Instruction: With pictures left out, retype the lines from the start of the records through the one that contains "pb-[20px] text-center text-[20px]".

Exercise inputs:
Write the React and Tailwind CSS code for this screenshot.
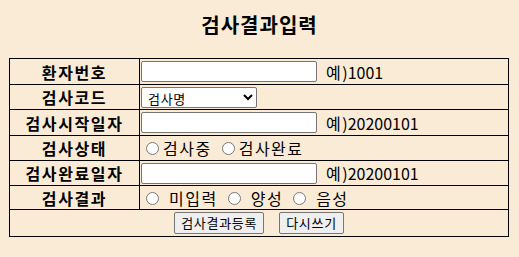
import { useState } from 'react';

const font = { fontFamily: '"Noto Sans CJK KR", "Noto Sans", sans-serif' };

function Row({ label, h, children, last }) {
  return (
    <div className={`flex ${last ? '' : 'border-b border-black'} ${h}`}>
      <div className="w-[130px] shrink-0 flex items-center justify-center border-r border-black text-[16px] font-bold tracking-[1.6px] text-black">
        {label}
      </div>
      <div className="flex-1 flex items-center pl-px text-[16px] text-black">{children}</div>
    </div>
  );
}

function TextBox() {
  return (
    <input
      type="text"
      className="w-[176px] h-[21px] bg-white border border-[#767676] rounded-[2px] px-[2px] text-[13px] outline-none"
    />
  );
}

function Hint({ value }) {
  return (
    <span className="ml-[9px]">
      <span className="tracking-[1.5px]">예</span>){value}
    </span>
  );
}

function Radio({ name, label, spaced }) {
  return (
    <label className="flex items-center">
      <input type="radio" name={name} className="w-[13px] h-[13px] ml-[5px] mr-[4px] mt-[1px] accent-[#767676]" />
      <span className={`tracking-[1.5px] ${spaced ? 'ml-[6px]' : ''}`}>{label}</span>
    </label>
  );
}

export default function App() {
  const [code, setCode] = useState('');

  return (
    <div className="min-h-[257px] w-full bg-[#faebd7]" style={font}>
      <div className="pt-[12px] pb-[20px] text-center text-[20px] leading-[26px] font-bold tracking-[1px] text-black">검사결과입력</div>

      <div className="ml-[9px] w-[500px] border border-black">
        <Row label="환자번호" h="h-[26px]">
          <TextBox />
          <Hint value="1001" />
        </Row>
        <Row label="검사코드" h="h-[25px]">
          <select
            value={code}
            onChange={(e) => setCode(e.target.value)}
            className="w-[116px] h-[21px] bg-white border border-[#767676] rounded-[2px] pl-[2px] text-[13px] tracking-[0.7px] text-black"
          >
            <option value="">검사명</option>
            <option value="A">결핵</option>
            <option value="B">장티푸스</option>
          </select>
        </Row>
        <Row label="검사시작일자" h="h-[26px]">
          <TextBox />
          <Hint value="20200101" />
        </Row>
        <Row label="검사상태" h="h-[25px]">
          <Radio name="status" label="검사중" />
          <span className="w-[5px]" />
          <Radio name="status" label="검사완료" />
        </Row>
        <Row label="검사완료일자" h="h-[25px]">
          <TextBox />
          <Hint value="20200101" />
        </Row>
        <Row label="검사결과" h="h-[24px]">
          <Radio name="result" label="미입력" spaced />
          <span className="w-[5px]" />
          <Radio name="result" label="양성" spaced />
          <span className="w-[5px]" />
          <Radio name="result" label="음성" spaced />
        </Row>
        <div className="h-[26px] flex items-center justify-center gap-[15px] pb-[1px]">
          <button className="h-[22px] px-[6px] bg-[#efefef] border border-[#767676] rounded-[2px] text-[13px] tracking-[0.7px] text-black">
            검사결과등록
          </button>
          <button className="h-[22px] px-[6px] bg-[#efefef] border border-[#767676] rounded-[2px] text-[13px] tracking-[0.7px] text-black">
            다시쓰기
          </button>
        </div>
      </div>
    </div>
  );
}
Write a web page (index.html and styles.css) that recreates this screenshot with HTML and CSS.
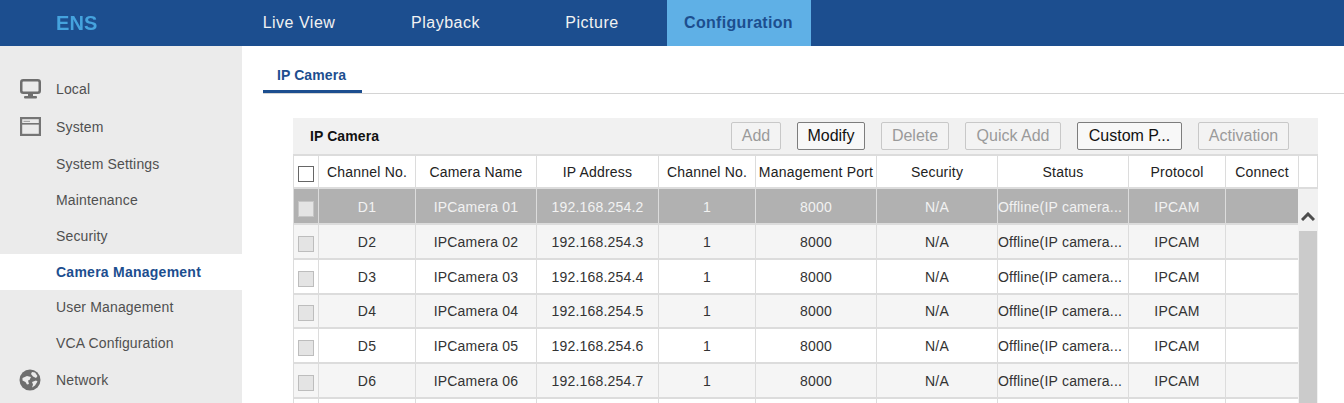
FILE: index.html
```html
<!DOCTYPE html>
<html lang="en">
<head>
<meta charset="utf-8">
<title>Configuration</title>
<link rel="stylesheet" href="styles.css">
</head>
<body>
<header class="topbar">
  <div class="logo">ENS</div>
  <nav class="topnav">
    <a class="topnav-item">Live View</a>
    <a class="topnav-item">Playback</a>
    <a class="topnav-item">Picture</a>
    <a class="topnav-item active">Configuration</a>
  </nav>
</header>
<div class="body-row">
  <aside class="sidebar">
    <div class="side-item local">
      <svg class="side-icon" viewBox="0 0 21 20"><rect x="1.25" y="1.25" width="18.5" height="12.5" rx="2" fill="none" stroke="#6e6e6e" stroke-width="2.5"/><rect x="8" y="14" width="5" height="3.5" fill="#6e6e6e"/><rect x="4" y="17" width="13" height="2.5" rx="1" fill="#6e6e6e"/></svg>
      <span>Local</span>
    </div>
    <div class="side-item system">
      <svg class="side-icon" viewBox="0 0 21 20"><rect x="1.1" y="1.1" width="18.8" height="16.8" fill="none" stroke="#757575" stroke-width="2.2"/><rect x="1" y="6" width="19" height="1.6" fill="#757575"/><rect x="3.5" y="3.8" width="6.5" height="1.2" fill="#a8a8a8"/></svg>
      <span>System</span>
    </div>
    <div class="side-sub s1">System Settings</div>
    <div class="side-sub">Maintenance</div>
    <div class="side-sub">Security</div>
    <div class="side-sub current">Camera Management</div>
    <div class="side-sub short">User Management</div>
    <div class="side-sub">VCA Configuration</div>
    <div class="side-item network">
      <svg class="side-icon globe" viewBox="0 0 22 22"><circle cx="11" cy="11" r="10.5" fill="#6e6e6e"/><path d="M3.5 9 8 7 12 8 10.5 11 9 11.5 10 15 8 15.5 6.5 13 3.5 11.5Z M13 3 16 3.5 18.5 7 17 9 14 7.5 12 5Z M13 13 17 11.5 18.5 12.5 16 16.5 13 18.5 14 15.5Z" fill="#ebebeb"/></svg>
      <span>Network</span>
    </div>
  </aside>
  <main class="content">
    <div class="tabs"><div class="tab">IP Camera</div></div>
    <section class="panel">
      <div class="toolbar">
        <div class="toolbar-title">IP Camera</div>
        <div class="btns">
          <button class="btn off">Add</button>
          <button class="btn">Modify</button>
          <button class="btn off">Delete</button>
          <button class="btn off">Quick Add</button>
          <button class="btn">Custom P...</button>
          <button class="btn off">Activation</button>
        </div>
      </div>
      <div class="row head">
        <div class="cell"><span class="check"></span></div>
        <div class="cell">Channel No.</div>
        <div class="cell">Camera Name</div>
        <div class="cell">IP Address</div>
        <div class="cell">Channel No.</div>
        <div class="cell">Management Port</div>
        <div class="cell">Security</div>
        <div class="cell">Status</div>
        <div class="cell">Protocol</div>
        <div class="cell">Connect</div>
        <div class="cell"></div>
      </div>
      <div class="rows-wrap">
        <div class="rows">
          <div class="row sel"><div class="cell"><span class="check"></span></div><div class="cell">D1</div><div class="cell">IPCamera 01</div><div class="cell">192.168.254.2</div><div class="cell">1</div><div class="cell">8000</div><div class="cell">N/A</div><div class="cell status">Offline(IP camera...</div><div class="cell">IPCAM</div><div class="cell"></div></div>
          <div class="row alt"><div class="cell"><span class="check"></span></div><div class="cell">D2</div><div class="cell">IPCamera 02</div><div class="cell">192.168.254.3</div><div class="cell">1</div><div class="cell">8000</div><div class="cell">N/A</div><div class="cell status">Offline(IP camera...</div><div class="cell">IPCAM</div><div class="cell"></div></div>
          <div class="row"><div class="cell"><span class="check"></span></div><div class="cell">D3</div><div class="cell">IPCamera 03</div><div class="cell">192.168.254.4</div><div class="cell">1</div><div class="cell">8000</div><div class="cell">N/A</div><div class="cell status">Offline(IP camera...</div><div class="cell">IPCAM</div><div class="cell"></div></div>
          <div class="row alt"><div class="cell"><span class="check"></span></div><div class="cell">D4</div><div class="cell">IPCamera 04</div><div class="cell">192.168.254.5</div><div class="cell">1</div><div class="cell">8000</div><div class="cell">N/A</div><div class="cell status">Offline(IP camera...</div><div class="cell">IPCAM</div><div class="cell"></div></div>
          <div class="row"><div class="cell"><span class="check"></span></div><div class="cell">D5</div><div class="cell">IPCamera 05</div><div class="cell">192.168.254.6</div><div class="cell">1</div><div class="cell">8000</div><div class="cell">N/A</div><div class="cell status">Offline(IP camera...</div><div class="cell">IPCAM</div><div class="cell"></div></div>
          <div class="row alt"><div class="cell"><span class="check"></span></div><div class="cell">D6</div><div class="cell">IPCamera 06</div><div class="cell">192.168.254.7</div><div class="cell">1</div><div class="cell">8000</div><div class="cell">N/A</div><div class="cell status">Offline(IP camera...</div><div class="cell">IPCAM</div><div class="cell"></div></div>
          <div class="row"><div class="cell"></div><div class="cell"></div><div class="cell"></div><div class="cell"></div><div class="cell"></div><div class="cell"></div><div class="cell"></div><div class="cell"></div><div class="cell"></div><div class="cell"></div></div>
        </div>
        <div class="scrollbar">
          <svg class="scroll-up" viewBox="0 0 14 9"><path d="M1 8 7 2 13 8" fill="none" stroke="#4d4d4d" stroke-width="3"/></svg>
          <div class="thumb"></div>
        </div>
      </div>
    </section>
  </main>
</div>
</body>
</html>
```
FILE: styles.css
```css
* { box-sizing: border-box; }
html, body { margin: 0; height: 403px; overflow: hidden; }
body { font-family: "Liberation Sans", Arial, sans-serif; font-size: 14px; color: #222; background: #fff; }

.topbar { height: 46px; background: #1c4e8f; display: flex; }
.logo { width: 227px; padding: 13px 0 0 56px; font-size: 20px; line-height: 20px; font-weight: bold; color: #45a3de; letter-spacing: 0.1px; filter: blur(0.4px); }
.topnav { display: flex; gap: 2.5px; }
.topnav-item { width: 144px; text-align: center; line-height: 46px; font-size: 16px; letter-spacing: 0.5px; color: #f2f2f2; }
.topnav-item.active { background: #5fb0e6; color: #1c4e8f; font-weight: bold; letter-spacing: 0.3px; }

.body-row { display: flex; height: 357px; overflow: hidden; }
.sidebar { width: 242px; background: #ebebeb; padding-top: 25px; color: #505050; letter-spacing: 0.15px; }
.side-item { display: flex; align-items: center; height: 36px; padding-left: 20px; gap: 15px; }
.side-item.system { margin-top: 2px; }
.side-item.network { margin-top: 1px; }
.side-icon { width: 21px; height: 20px; flex: none; }
.side-icon.globe { width: 22px; height: 22px; margin-left: -1px; }
.side-sub { height: 36px; line-height: 36px; padding-left: 56px; }
.side-sub.s1 { margin-top: 1px; }
.side-sub.short { height: 35px; line-height: 35px; }
.side-sub.current { background: #fff; color: #1c4e8f; font-weight: bold; letter-spacing: 0.25px; }

.content { flex: 1; padding: 0 0 0 21px; min-width: 0; }
.tabs { height: 48px; border-bottom: 1px solid #d4d4d4; padding-top: 20px; }
.tab { display: inline-block; width: 99px; height: 27px; padding-left: 14px; line-height: 19px; font-weight: bold; color: #1c4e8f; border-bottom: 3px solid #1c4e8f; letter-spacing: 0.1px; }
.panel { width: 1025px; margin: 24px 0 0 30px; }

.toolbar { height: 36px; background: #f1f1f1; display: flex; align-items: center; justify-content: space-between; padding: 0 29px 0 17px; }
.toolbar-title { font-weight: bold; color: #111; letter-spacing: 0.1px; }
.btns { display: grid; grid-template-columns: 50px 68px 68px 96px 105px 91px; gap: 16px; }
.btn { height: 28px; padding: 0; font: 16px "Liberation Sans", Arial, sans-serif; color: #111; background: #f8f8f8; border: 1px solid #7d7d7d; border-radius: 2px; }
.btn.off { color: #9a9a9a; background: #f3f3f3; border-color: #c8c8c8; }

.row { display: grid; grid-template-columns: 25px 97px 121px 122px 97px 121px 121px 131px 97px 73px; height: 34.75px; }
.row.head { grid-template-columns: 25px 97px 121px 122px 97px 121px 121px 131px 97px 73px 20px; height: 35px; border-top: 2px solid #dcdcdc; }
.row.sel { height: 36px; }
.cell { display: flex; align-items: center; justify-content: center; white-space: nowrap; overflow: hidden; padding-top: 1px; border-left: 1px solid #dcdcdc; border-bottom: 2px solid #dcdcdc; color: #333; letter-spacing: 0.2px; }
.head .cell { color: #222; padding-top: 0; }
.head .cell:last-child { border-right: 1px solid #dcdcdc; }
.cell.status { justify-content: flex-start; }
.alt { background: #f5f5f5; }
.sel { background: #b1b1b1; }
.sel .cell { color: #f2f2f2; }
.check { width: 16px; height: 16px; margin-top: 4px; border: 1px solid #bdbdbd; background: #e4e4e4; flex: none; }
.head .check { background: #fff; border-color: #666; }
.sel .check { border-color: #c6c6c6; }

.rows-wrap { display: flex; height: 214px; overflow: hidden; }
.rows { width: 1005px; flex: none; }
.scrollbar { width: 20px; flex: none; background: #f1f1f1; padding: 23px 1px 0; display: flex; flex-direction: column; }
.scroll-up { width: 14px; height: 9px; margin-left: 2px; flex: none; }
.thumb { width: 18px; flex: 1; background: #cbcbcb; margin-top: 10px; }
```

The reply:
Write the React and Tailwind CSS code for this screenshot.
import { useState } from 'react';

const font = { fontFamily: '"Noto Sans CJK KR", "Noto Sans", sans-serif' };

function Row({ label, h, children, last }) {
  return (
    <div className={`flex ${last ? '' : 'border-b border-black'} ${h}`}>
      <div className="w-[130px] shrink-0 flex items-center justify-center border-r border-black text-[16px] font-bold tracking-[1.6px] text-black">
        {label}
      </div>
      <div className="flex-1 flex items-center pl-px text-[16px] text-black">{children}</div>
    </div>
  );
}

function TextBox() {
  return (
    <input
      type="text"
      className="w-[176px] h-[21px] bg-white border border-[#767676] rounded-[2px] px-[2px] text-[13px] outline-none"
    />
  );
}

function Hint({ value }) {
  return (
    <span className="ml-[9px]">
      <span className="tracking-[1.5px]">예</span>){value}
    </span>
  );
}

function Radio({ name, label, spaced }) {
  return (
    <label className="flex items-center">
      <input type="radio" name={name} className="w-[13px] h-[13px] ml-[5px] mr-[4px] mt-[1px] accent-[#767676]" />
      <span className={`tracking-[1.5px] ${spaced ? 'ml-[6px]' : ''}`}>{label}</span>
    </label>
  );
}

export default function App() {
  const [code, setCode] = useState('');

  return (
    <div className="min-h-[257px] w-full bg-[#faebd7]" style={font}>
      <div className="pt-[12px] pb-[20px] text-center text-[20px] leading-[26px] font-bold tracking-[1px] text-black">검사결과입력</div>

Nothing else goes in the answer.